The amount of carbon dioxide or CO2 gas in the Arctic’s atmosphere has hit a “milestone” level – reaching 400 parts per million (ppm) this spring, according to American scientists.
Researchers from the US Government’s National Oceanic and Atmospheric Administration (NOAA) say this is the first time a monthly average measurement for CO2 hit the 400 ppm mark in a remote location.
Carbon dioxide is emitted by burning fossil fuels. It is the most significant greenhouse gas contributing to climate change.
Apart from the Barrow site in Alaska (pictured), six other northern locations also reached 400 ppm at least once this spring, including Canada, Iceland, Finland and Norway.
Researchers say this could mean higher CO2 levels around the world are on the way.

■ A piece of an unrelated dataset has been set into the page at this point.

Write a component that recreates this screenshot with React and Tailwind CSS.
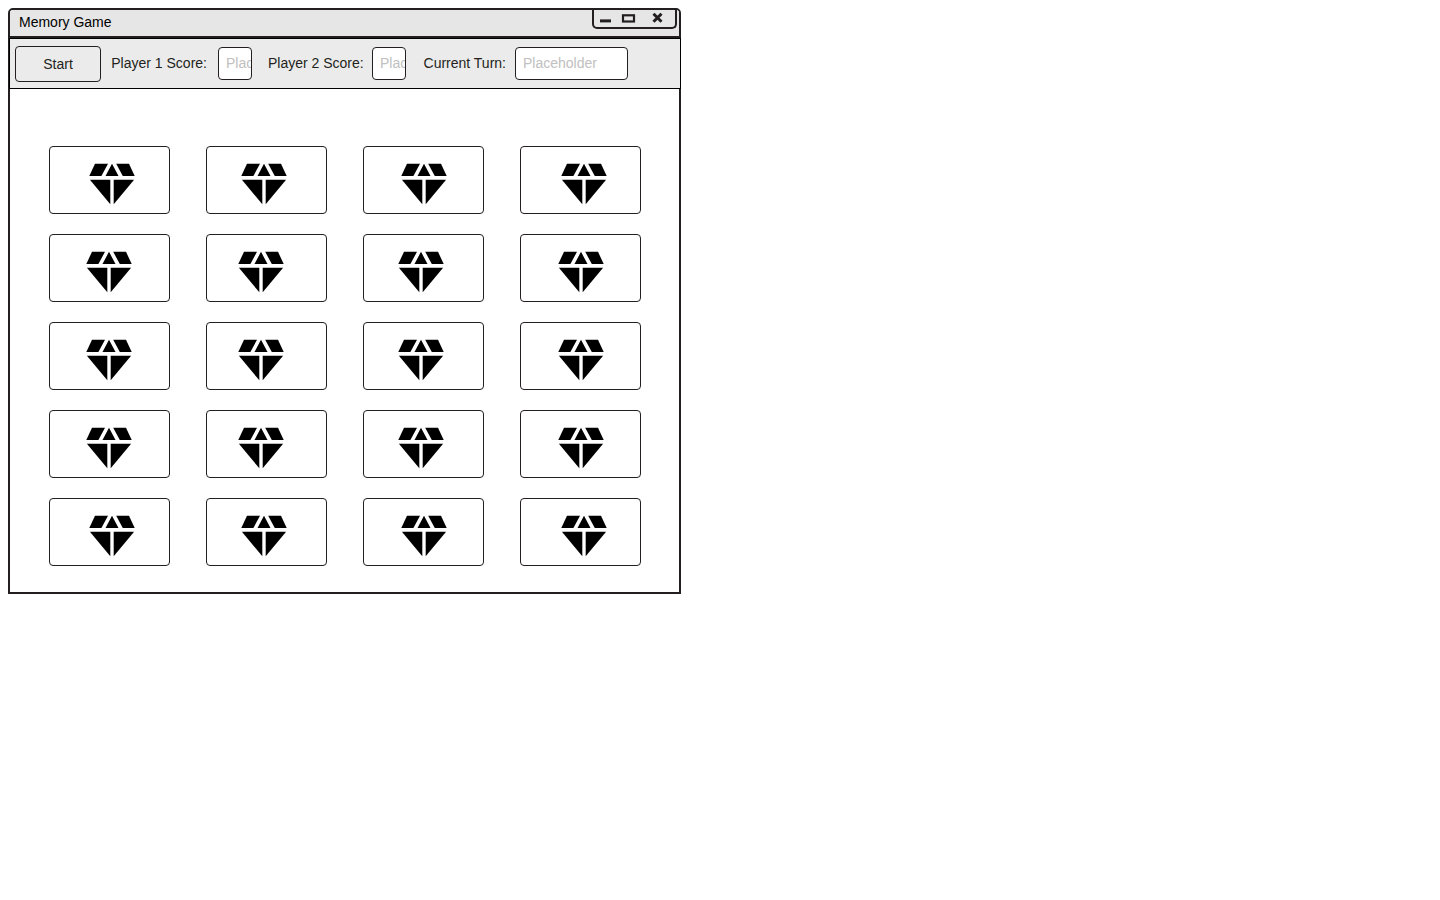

Pieter Tans, an atmospheric scientist with NOAA’s Earth System Research Laboratory (ESRL) in Boulder, Colorado said: “The northern sites in our monitoring network tell us what is coming soon to the globe as a whole. We will likely see global average CO2 concentrations reach 400 ppm about 2016.”
The rising amount of carbon dioxide is likely to have an unpredictably fast effect on global warming.
“Turning up the levels of greenhouse gases in our atmosphere is like turning up the dial on an electric blanket,” said Jim Butler, director of the ESRL Global Monitoring Division. “You know it will keep getting warmer, but you don’t know how quickly the temperature will rise and it can take a while for the blanket – or the atmosphere – to heat up.”
The concentration of gas in the atmosphere has been consistently rising since 1959, say researchers, in the early 1960s, rising about 0.7 ppm per year. For the last decade, it has been rising at about 2 ppm per year.
The high CO2 level came at the peak of carbon dioxide’s natural cycle – plant growth cycles remove the gas from the air during late spring and summer and add it back during fall, winter and early spring.
Next year scientists expect it to hit 402 ppm or higher at the same northern sites.